What is also wrong, in his mind, is that the palace recently replaced a Tudor-style home with red trim, window boxes, and nine-foot interior ceilings. The trade-off won’t happen as easily now, with First Shaughnessy recently designated as Vancouver’s first Heritage Conservation Area. The controversial plan, unanimously approved by council on Sept. 29, protects pre-1940 homes deemed “heritage” from being demolished. It also adds design guidelines to ensure that new houses fit in with the overall character of the area.


The City of Vancouver’s First Shaughnessy Heritage Conservation Area Design Guidelines

Protection of neighbourhood aesthetic is nothing new here. These massive and varying lots were first cleared of forest and sold by the Canadian Pacific Railway to Vancouver’s most socially elite families in the early 1900s. Sir Thomas Shaughnessy, president of the CPR, ensured his company retained control over the quality of the development, reviewing and approving plans for every house. That iron-clad control loosened over the years, and even guidelines approved by council in 1992 were no longer standing up to the powerful forces of Vancouver real estate. More and more old homes were facing the wrecking ball. Council finally drew the line last year, when 19 of the remaining 317 pre-1940 homes were up for demolition.
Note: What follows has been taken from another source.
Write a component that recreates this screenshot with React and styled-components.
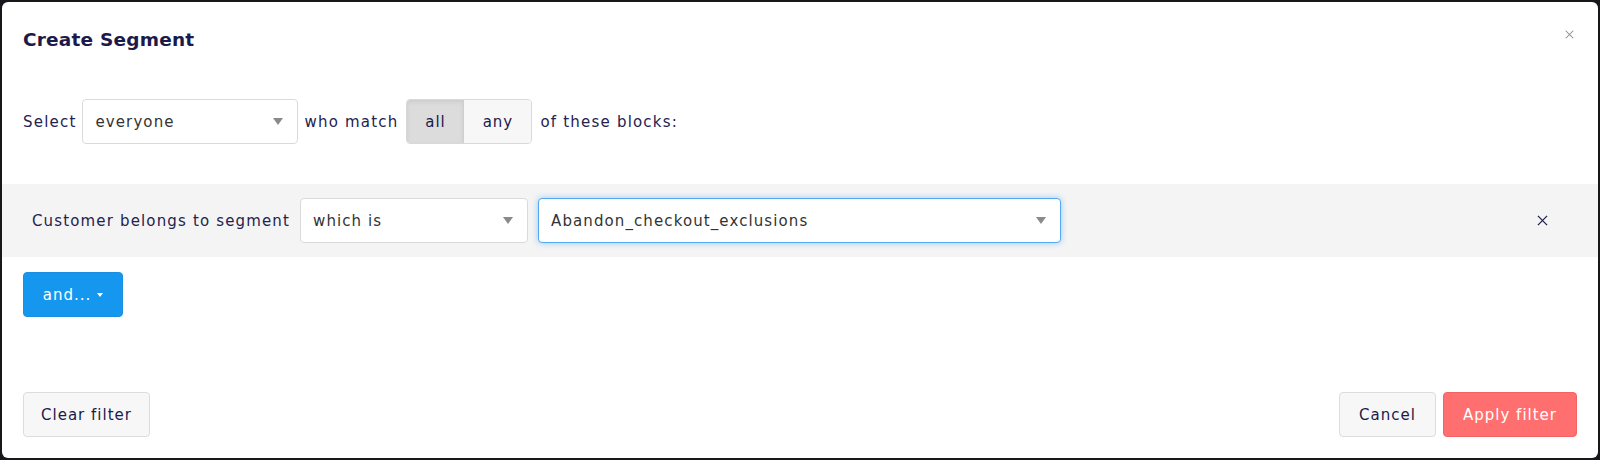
import React from 'react';
import styled, { createGlobalStyle, css } from 'styled-components';

const GlobalStyle = createGlobalStyle`
  html, body {
    margin: 0;
    padding: 0;
    background: #17171c;
  }
  body {
    font-family: "DejaVu Sans", Lato, sans-serif;
    color: #24224f;
  }
`;

const Modal = styled.div`
  box-sizing: border-box;
  margin: 2px;
  width: 1596px;
  height: 456px;
  background: #fff;
  border-radius: 6px;
  display: flex;
  flex-direction: column;
  overflow: hidden;
`;

const Header = styled.div`
  display: flex;
  align-items: center;
  justify-content: space-between;
  height: 24px;
  margin-top: 25px;
  padding: 0 22px 0 21px;
`;

const Title = styled.h2`
  margin: 0;
  font-size: 18.5px;
  font-weight: 700;
  letter-spacing: 0.2px;
  color: #1c1a4a;
`;

const CloseButton = styled.button`
  border: 0;
  background: none;
  padding: 0;
  width: 14px;
  height: 14px;
  display: flex;
  align-items: center;
  justify-content: center;
  color: ${p => p.$dark ? '#24224f' : '#8a8a8a'};
  margin-top: ${p => p.$dark ? '0' : '-10px'};
  cursor: pointer;
`;

const MatchRow = styled.div`
  display: flex;
  align-items: center;
  height: 45px;
  margin-top: 48px;
  padding-left: 21px;
  gap: 6px;
  font-size: 15px;
  letter-spacing: 1.2px;
`;

const Label = styled.span`
  white-space: nowrap;
`;

const SelectBox = styled.div`
  box-sizing: border-box;
  display: flex;
  align-items: center;
  justify-content: space-between;
  width: ${p => p.$width}px;
  height: 45px;
  padding: 0 14px 0 12px;
  background: #fff;
  border: 1px solid ${p => p.$focused ? '#55a7ef' : '#dadada'};
  border-radius: 4px;
  font-size: 15px;
  letter-spacing: 1.1px;
  color: #333;
  ${p => p.$focused && css`
    box-shadow: 0 0 6px rgba(40, 150, 240, 0.45);
  `}
`;

const Caret = styled.span`
  width: 0;
  height: 0;
  border-left: ${p => p.$small ? 3.5 : 5.5}px solid transparent;
  border-right: ${p => p.$small ? 3.5 : 5.5}px solid transparent;
  border-top: ${p => p.$small ? 4 : 7}px solid ${p => p.$small ? '#fff' : '#8a8a8a'};
`;

const Toggle = styled.div`
  display: flex;
  height: 45px;
  border: 1px solid #d9d9d9;
  border-radius: 4px;
  overflow: hidden;
  box-sizing: border-box;
  margin: 0 2px;
`;

const ToggleOption = styled.button`
  border: 0;
  width: ${p => p.$width}px;
  font-family: inherit;
  font-size: 15px;
  letter-spacing: 1px;
  color: #1c1a4a;
  background: ${p => p.$active ? '#dcdcdc' : '#f7f7f7'};
  box-shadow: ${p => p.$active ? 'inset 0 2px 4px rgba(0,0,0,0.08)' : 'none'};
  border-right: ${p => p.$active ? '1px solid #cfcfcf' : '0'};
  padding: 0;
`;

const Block = styled.div`
  display: flex;
  align-items: center;
  height: 73px;
  margin-top: 40px;
  background: #f4f4f4;
  padding: 0 49px 0 30px;
  gap: 10px;
  font-size: 15px;
  letter-spacing: 1.15px;
`;

const Spacer = styled.div`
  flex: 1;
`;

const Button = styled.button`
  box-sizing: border-box;
  height: 45px;
  width: ${p => p.$width}px;
  border-radius: 4px;
  font-family: inherit;
  font-size: 15px;
  letter-spacing: 1px;
  display: flex;
  align-items: center;
  justify-content: center;
  gap: 6px;
  padding: 0;
  cursor: pointer;
  ${p => p.$variant === 'primary' && css`
    background: #1597f0;
    border: 1px solid #1a8fe0;
    color: #fff;
  `}
  ${p => p.$variant === 'danger' && css`
    background: #ff6f6f;
    border: 1px solid #f26363;
    color: #fff;
  `}
  ${p => p.$variant === 'default' && css`
    background: #f7f7f7;
    border: 1px solid #dcdcdc;
    color: #1c1a4a;
  `}
`;

const AddRow = styled.div`
  display: flex;
  padding-left: 21px;
  margin-top: 15px;
`;

const Footer = styled.div`
  display: flex;
  align-items: center;
  margin-top: auto;
  padding: 0 21px 21px 21px;
  gap: 7px;
`;

function Cross({ size }) {
  return (
    <svg width={size} height={size} viewBox="0 0 12 12">
      <path d="M1 1 L11 11 M11 1 L1 11" stroke="currentColor" strokeWidth="1.4" fill="none" />
    </svg>
  );
}

export default function App() {
  return (
    <>
      <GlobalStyle />
      <Modal>
        <Header>
          <Title>Create Segment</Title>
          <CloseButton aria-label="Close"><Cross size={9} /></CloseButton>
        </Header>

        <MatchRow>
          <Label>Select</Label>
          <SelectBox $width={216}>
            <span>everyone</span>
            <Caret />
          </SelectBox>
          <Label>who match</Label>
          <Toggle>
            <ToggleOption $active $width={57}>all</ToggleOption>
            <ToggleOption $width={67}>any</ToggleOption>
          </Toggle>
          <Label>of these blocks:</Label>
        </MatchRow>

        <Block>
          <Label>Customer belongs to segment</Label>
          <SelectBox $width={228}>
            <span>which is</span>
            <Caret />
          </SelectBox>
          <SelectBox $width={523} $focused>
            <span>Abandon_checkout_exclusions</span>
            <Caret />
          </SelectBox>
          <Spacer />
          <CloseButton $dark aria-label="Remove"><Cross size={11} /></CloseButton>
        </Block>

        <AddRow>
          <Button $variant="primary" $width={100}>
            and...
            <Caret $small />
          </Button>
        </AddRow>

        <Footer>
          <Button $variant="default" $width={127}>Clear filter</Button>
          <Spacer />
          <Button $variant="default" $width={97}>Cancel</Button>
          <Button $variant="danger" $width={134}>Apply filter</Button>
        </Footer>
      </Modal>
    </>
  );
}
Keate has much personal investment in this neighbourhood, being a fourth-generation Shaughnessy resident. He also shows me the Dutch Revival Colonial mansion bought by his great-grandfather, a Minnesota senator, in 1926. Keate is a retired architect. His own home, which he built in 1989, shares a lot with a large British Arts and Crafts specimen and is marked with a neat sign: Downton Shabby.

But other residents, concerned more about their financial investment, are less enthusiastic. A large group of them wrote letters to council and have started legal proceedings to challenge the HCA. “It’s like the old days of kings and dukes,” says one disgruntled owner of a 1912 Craftsman-style home. “Noblesse oblige. The city can do anything they want. They can take your house.” He doesn’t want to be named or speak for the group, but he bought his home about 40 years ago and feels the pressure of the $20,000 property taxes and ongoing maintenance. He’s concerned about the additional maintenance requirements of the plan. This is his home, not a museum. If someone knocks down a home on his street and builds something that looks similar, that’s fine with him. He doesn’t want the city telling him, for example, what colour to paint his house. “People are idealistic that want to preserve everything. They don’t look at the property owner’s point of view and what you have to do to keep everything the way it has to be.”

As my tour with Keate winds up, it strikes me that his own interpretation of the new rules is not as stuffy as I expected. He estimates that 40 of the 317 homes could immediately be struck off the protected list because they’ve been irrevocably renovated. We come to the question of colour. “There’s sort of a rumour out there that colours are going to be forced on people. That’s not going to happen. We can offer them a grant and seed money for paint, and they can meet us halfway and do it in historical colours.” He points out a Tudor-style mansion used as a residential facility for mental health patients. It used to be painted yellow, the woodwork pink. The neighbour objected. “I thought it was great. It was cheerful. The poor people had enough problems.”